Defense analysts and others say three factors are helping rejuvenate the Osprey's reputation:
• Flight tests at Patuxent River for the Marines and in California for the Air Force, which plans to buy at least 50 V-22s for special operations missions, have gone well.
• The military's dramatically increased use of special operations troops in Afghanistan and Iraq has whetted Pentagon interest in the V-22's potential.
• No V-22s have crashed since flight testing resumed.
As of Thursday, test pilots at Patuxent River had completed 175 flights totaling 399 ½ hours since last May, Bell spokesman Bob Leder said. At Edwards Air Force Base, Calif., where the Air Force version is being tested, 28 flights totaling more than 63 hours have been conducted since September.
Bell officials say the Patuxent River tests have disproved one of the chief knocks against the Osprey – that its wingtip rotors make it likely to flip and crash if one stalls in a too-rapid descent. Such a stall was blamed for an April 2000 crash in Arizona that killed 19 Marines.
V-22 test pilots have found that when the Osprey goes into such a stall, they can fix it in a matter of seconds by simply tilting the rotors forward a few degrees, Mr. Bond said.

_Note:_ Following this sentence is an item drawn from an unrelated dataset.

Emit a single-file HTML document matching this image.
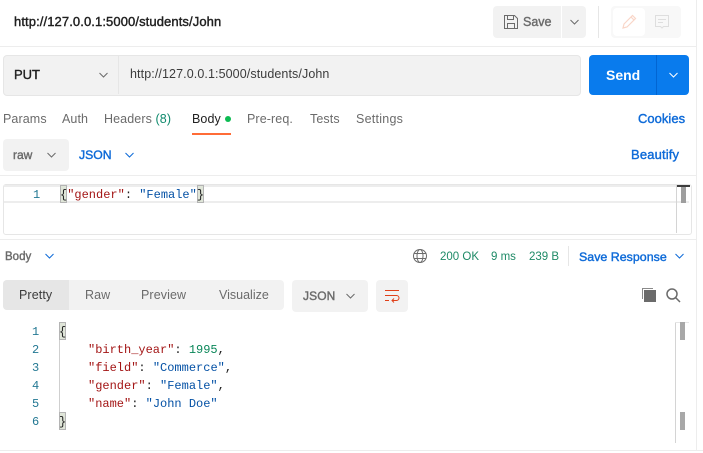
<!DOCTYPE html>
<html><head><meta charset="utf-8"><style>
html,body{margin:0;padding:0;background:#fff}
#p{position:relative;width:703px;height:453px;overflow:hidden;background:#fff;font-family:"Liberation Sans",sans-serif;font-size:12px;color:#6b6b6b}
#p div,#p span.a,#p svg{position:absolute}
.t{white-space:pre;line-height:16px;height:16px}
.tab{font-size:12.5px;letter-spacing:.1px}
.md{-webkit-text-stroke:.4px currentColor}
.m{font-family:"Liberation Mono",monospace;font-size:12px;white-space:pre;line-height:18px;height:18px;color:#212121}
.k{color:#a31515}.s{color:#0451a5}.n{color:#098658}
.ln{color:#237893;font-family:"Liberation Mono",monospace;font-size:12px;line-height:18px;height:18px}
.b{color:#0d6ad8}
svg{overflow:visible}
</style></head><body><div id="p">
<div style="left:696px;top:0;width:1px;height:450px;background:#ededed"></div>
<div style="left:0;top:46px;width:696px;height:1px;background:#ededed"></div>
<div style="left:0;top:450px;width:703px;height:1px;background:#ededed"></div>
<div class="t md" style="left:14px;top:14px;font-size:13px;color:#212121;letter-spacing:.1px">http://127.0.0.1:5000/students/John</div>

<div style="left:493px;top:6px;width:68px;height:32px;background:#f2f2f2;border-radius:4px 0 0 4px"></div>
<div style="left:562px;top:6px;width:24px;height:32px;background:#f2f2f2;border-radius:0 4px 4px 0"></div>
<svg style="left:504px;top:15px" width="14" height="14" fill="none" stroke="#6b6b6b" stroke-width="1"><path d="M.5.5H10.5L13.5 3.5V13.5H.5Z"/><path d="M3.5.5V4.5H9.5V.5M3.5 13.5V8.5H10.5V13.5"/></svg>
<div class="t md" style="left:523px;top:14px;font-size:12.5px;color:#6b6b6b">Save</div>
<svg style="left:570px;top:19px" width="9" height="6" fill="none" stroke="#6b6b6b"><path d="M.5 1L4.5 5L8.5 1"/></svg>
<div style="left:598px;top:6px;width:1px;height:32px;background:#e6e6e6"></div>
<div style="left:611px;top:6px;width:70px;height:32px;background:#f8f8f8;border-radius:4px"></div>
<div style="left:613px;top:8px;width:32px;height:28px;background:#fff;border-radius:4px"></div>
<svg style="left:622px;top:14px" width="15" height="15" fill="none" stroke="#f9d6c8" stroke-width="1.2"><path d="M1 14L2 10L10.500 1.500L13.500 4.500L5 13Z"/><path d="M9 3L12 6"/></svg>
<svg style="left:655px;top:15px" width="14" height="14" fill="none" stroke="#dedede"><path d="M.5.5H13.500V11.500H8.500L7 13L5.500 11.500H.5Z"/><path d="M3 4.500H11M3 7.500H8"/></svg>

<div style="left:3px;top:55px;width:576px;height:39px;background:#f2f2f2;border:1px solid #e6e6e6;border-radius:4px"></div>
<div style="left:118px;top:56px;width:1px;height:38px;background:#e6e6e6"></div>
<div class="t md" style="left:14px;top:67px;font-size:13px;color:#212121">PUT</div>
<svg style="left:99px;top:72px" width="9" height="6" fill="none" stroke="#6b6b6b"><path d="M.5 1L4.5 5L8.500 1"/></svg>
<div class="t" style="left:130px;top:66px;font-size:12.5px;color:#3c3c3c;letter-spacing:.1px">http://127.0.0.1:5000/students/John</div>
<div style="left:589px;top:55px;width:100px;height:40px;background:#097bed;border-radius:4px"></div>
<div style="left:656px;top:55px;width:1px;height:40px;background:#0265d2"></div>
<div class="t" style="left:606px;top:67px;font-weight:bold;font-size:14px;color:#fff">Send</div>
<svg style="left:669px;top:72px" width="9" height="6" fill="none" stroke="#fff"><path d="M.5 1L4.500 5L8.500 1"/></svg>

<div class="t tab" style="left:3px;top:111px">Params</div>
<div class="t tab" style="left:62px;top:111px">Auth</div>
<div class="t tab" style="left:104px;top:111px">Headers <span style="color:#0f8a6d">(8)</span></div>
<div class="t tab" style="left:192px;top:111px;color:#212121">Body</div>
<div style="left:225px;top:116px;width:6px;height:6px;border-radius:50%;background:#0cbb52"></div>
<div style="left:192px;top:133px;width:39px;height:2px;background:#ff6c37"></div>
<div class="t tab" style="left:247px;top:111px">Pre-req.</div>
<div class="t tab" style="left:310px;top:111px">Tests</div>
<div class="t tab" style="left:356px;top:111px;letter-spacing:.25px">Settings</div>
<div class="t b md" style="left:638px;top:111px;font-size:13px;letter-spacing:.02px">Cookies</div>

<div style="left:3px;top:139px;width:66px;height:32px;background:#f2f2f2;border-radius:4px"></div>
<div class="t md" style="left:13px;top:147px;font-size:12px">raw</div>
<svg style="left:47px;top:152px" width="9" height="6" fill="none" stroke="#6b6b6b"><path d="M.5 1L4.500 5L8.500 1"/></svg>
<div class="t b md" style="left:79px;top:147px;font-size:12.2px">JSON</div>
<svg style="left:125px;top:152px" width="9" height="6" fill="none" stroke="#0d6ad8"><path d="M.5 1L4.500 5L8.500 1"/></svg>
<div class="t b md" style="left:631px;top:147px;font-size:13px;letter-spacing:.15px">Beautify</div>
<div style="left:0;top:175px;width:696px;height:1px;background:#ededed"></div>

<div style="left:3px;top:184px;width:687px;height:49px;border:1px solid #e6e6e6;border-radius:3px"></div>
<div style="left:4px;top:185px;width:685px;height:2px;background:#ededed"></div>
<div style="left:4px;top:201px;width:685px;height:2px;background:#ededed"></div>
<div style="left:676px;top:185px;width:1px;height:48px;background:#d4d4d4"></div>
<div style="left:677px;top:185px;width:13px;height:2px;background:#3c3c3c"></div>
<div style="left:681px;top:187px;width:5px;height:16px;background:#9e9e9e"></div>
<div class="ln" style="left:33px;top:186px">1</div>
<div style="left:60px;top:185px;width:7px;height:18px;background:#dfe5d8;box-shadow:inset 0 0 0 1px #b4b4b4"></div>
<div style="left:197px;top:185px;width:7px;height:18px;background:#dfe5d8;box-shadow:inset 0 0 0 1px #b4b4b4"></div>
<div class="m" style="left:60px;top:186px">{<span class="k">"gender"</span>: <span class="s">"Female"</span>}</div>
<div style="left:0;top:239px;width:696px;height:1px;background:#ededed"></div>

<div class="t md" style="left:5px;top:249px;font-size:11.5px;color:#6b6b6b">Body</div>
<svg style="left:45px;top:253px" width="9" height="6" fill="none" stroke="#0d6ad8"><path d="M.5 1L4.500 5L8.500 1"/></svg>
<svg style="left:413px;top:249px" width="14" height="14" fill="none" stroke="#6b6b6b"><circle cx="7" cy="7" r="6.500"/><ellipse cx="7" cy="7" rx="3" ry="6.500"/><path d="M1 4.500H13M1 9.500H13"/></svg>
<div class="t" style="left:440px;top:249px;color:#1e8a66;font-size:11.500px">200 OK</div>
<div class="t" style="left:491px;top:249px;color:#1e8a66;font-size:11.500px">9 ms</div>
<div class="t" style="left:529px;top:249px;color:#1e8a66;font-size:11.500px">239 B</div>
<div style="left:568px;top:246px;width:1px;height:20px;background:#e6e6e6"></div>
<div class="t b md" style="left:579px;top:249px;font-size:12.4px;letter-spacing:.02px">Save Response</div>
<svg style="left:675px;top:253px" width="9" height="6" fill="none" stroke="#0d6ad8"><path d="M.5 1L4.500 5L8.500 1"/></svg>

<div style="left:3px;top:280px;width:281px;height:30px;background:#f2f2f2;border-radius:4px"></div>
<div style="left:3px;top:280px;width:66px;height:30px;background:#e6e6e6;border-radius:4px 0 0 4px"></div>
<div class="t tab" style="left:19px;top:287px;color:#3c3c3c">Pretty</div>
<div class="t tab" style="left:85px;top:287px">Raw</div>
<div class="t tab" style="left:141px;top:287px">Preview</div>
<div class="t tab" style="left:219px;top:287px;letter-spacing:0">Visualize</div>
<div style="left:292px;top:280px;width:76px;height:32px;background:#f2f2f2;border-radius:4px"></div>
<div class="t md" style="left:303px;top:288px;font-size:12px;letter-spacing:.1px">JSON</div>
<svg style="left:346px;top:293px" width="9" height="6" fill="none" stroke="#6b6b6b"><path d="M.5 1L4.500 5L8.500 1"/></svg>
<div style="left:376px;top:280px;width:32px;height:32px;background:#f2f2f2;border-radius:4px"></div>
<svg style="left:385px;top:290px" width="15" height="13" fill="none" stroke="#e0401a"><path d="M0 .5H14M0 5.500H11.500A2.500 2.500 0 0 1 11.500 10.500H7M9 8.500L7 10.500L9 12.500M0 10.500H4"/></svg>
<svg style="left:642px;top:288px" width="15" height="15"><path d="M0 0H11V1H1V11H0Z" fill="#8a8a8a"/><rect x="2" y="2" width="12" height="12" fill="#6b6b6b"/></svg>
<svg style="left:666px;top:288px" width="15" height="15" fill="none" stroke="#6b6b6b" stroke-width="1.500"><circle cx="6" cy="6" r="5"/><path d="M9.500 9.500L14 14"/></svg>

<div class="ln" style="left:32px;top:323px">1</div>
<div class="ln" style="left:32px;top:341px">2</div>
<div class="ln" style="left:32px;top:359px">3</div>
<div class="ln" style="left:32px;top:377px">4</div>
<div class="ln" style="left:32px;top:395px">5</div>
<div class="ln" style="left:32px;top:413px">6</div>
<div style="left:59px;top:340px;width:1px;height:72px;background:#cfcfcf"></div>
<div style="left:59px;top:322px;width:7px;height:18px;background:#dfe5d8;box-shadow:inset 0 0 0 1px #b4b4b4"></div>
<div style="left:59px;top:412px;width:7px;height:18px;background:#dfe5d8;box-shadow:inset 0 0 0 1px #b4b4b4"></div>
<div class="m" style="left:59px;top:323px">{</div>
<div class="m" style="left:88px;top:341px"><span class="k">"birth_year"</span>: <span class="n">1995</span>,</div>
<div class="m" style="left:88px;top:359px"><span class="k">"field"</span>: <span class="s">"Commerce"</span>,</div>
<div class="m" style="left:88px;top:377px"><span class="k">"gender"</span>: <span class="s">"Female"</span>,</div>
<div class="m" style="left:88px;top:395px"><span class="k">"name"</span>: <span class="s">"John Doe"</span></div>
<div class="m" style="left:59px;top:413px">}</div>
<div style="left:675px;top:322px;width:1px;height:121px;background:#d4d4d4"></div>
<div style="left:675px;top:322px;width:14px;height:1px;background:#e6e6e6"></div>
<div style="left:680px;top:322px;width:5px;height:18px;background:#a8a8a8"></div>
<div style="left:680px;top:412px;width:5px;height:18px;background:#a8a8a8"></div>
</div></body></html>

The wars in Afghanistan and Iraq, meanwhile, where long distances put large demands on helicopters and special operations forces, have whetted appetites for the Osprey at the Air Force Special Operations Command.
If the V-22 proves itself in tests, "We will be very excited to have them," said Lt. Gen. Paul V. Hester, the Special Operations commander.
The V-22 would "cover the missions that we've observed in Afghanistan and Iraq faster, at higher altitudes out of small arms fire; be able to go deeper without refueling; and do longer range missions in one period of darkness," Gen. Hester said.
The Air Force's chief spokesman, William Bodie, raised a caution flag, however.
"The position of the overall leadership of the Air Force is identical to the leadership of the [Defense] Department," Mr. Bodie said. "We still have to see if the V-22 is going to work fully as advertised."